There's a strong argument out there that the Wizards could have waited on the Gortat trade and kept their first-round draft pick; however, most Wizards fans would probably do that trade over and over again just to have the strong frontcourt of Gortat and Nene (when healthy) this year.
2. Bradley Beal
Going forward, there should be some concern over Bradley Beal's shot selection.
In the last month, he has had three games of sub-40 percent shooting and often struggles to find his shot.
But you can't discount what his scoring ability means to the Wizards. He is the second scoring option and makes up one of the most promising backcourts in the NBA along with John Wall.
The second-year player out of Florida hasn't scored in the single digits since Feb. 18, and March has been his best month in terms of scoring since December.
Also, keep in mind that Beal has been restricted for parts of this season by a minutes limit imposed by Randy Wittman. When he can regularly play 36 minutes per night without fear of being benched, it's scary to think of what kind of numbers he can put up.
His defense could use some work, as he struggles to see screens unfold around him. Still, there's no doubt that Beal is the second most valuable player to this team.
1. John Wall
This has been the same since the first game of the season: John Wall is the best player in Washington and is now a top-five point guard in the NBA (given the number of injuries this season).

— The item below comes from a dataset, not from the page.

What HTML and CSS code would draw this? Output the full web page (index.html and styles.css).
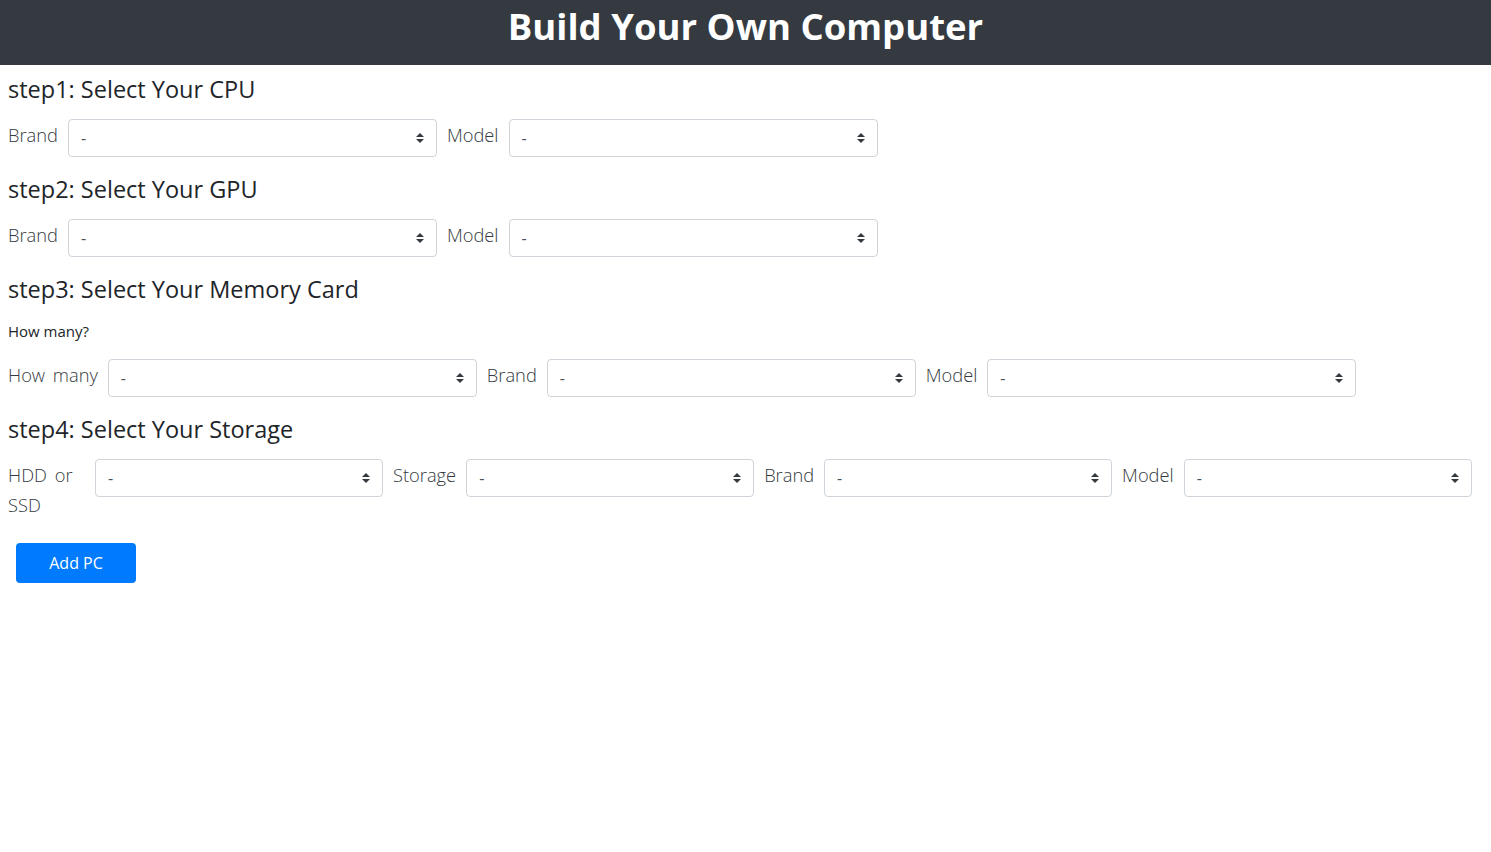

He is fifth among all point guards in scoring, fourth in assists, tied for third in steals and first in blocks.
The team (on offense and defense) runs through Wall, and he will be the leader of this team for years to come.
Last week, I documented some of the things that he needs to improve, but he can become a top-three point guard in the league.
Wall is set to post career-high numbers in points, steals, assists, free-throw shooting and three-point shooting.
At this point, if you don't know about him, you probably don't watch the NBA. It's obvious that Wall is the most important player to the Wizards.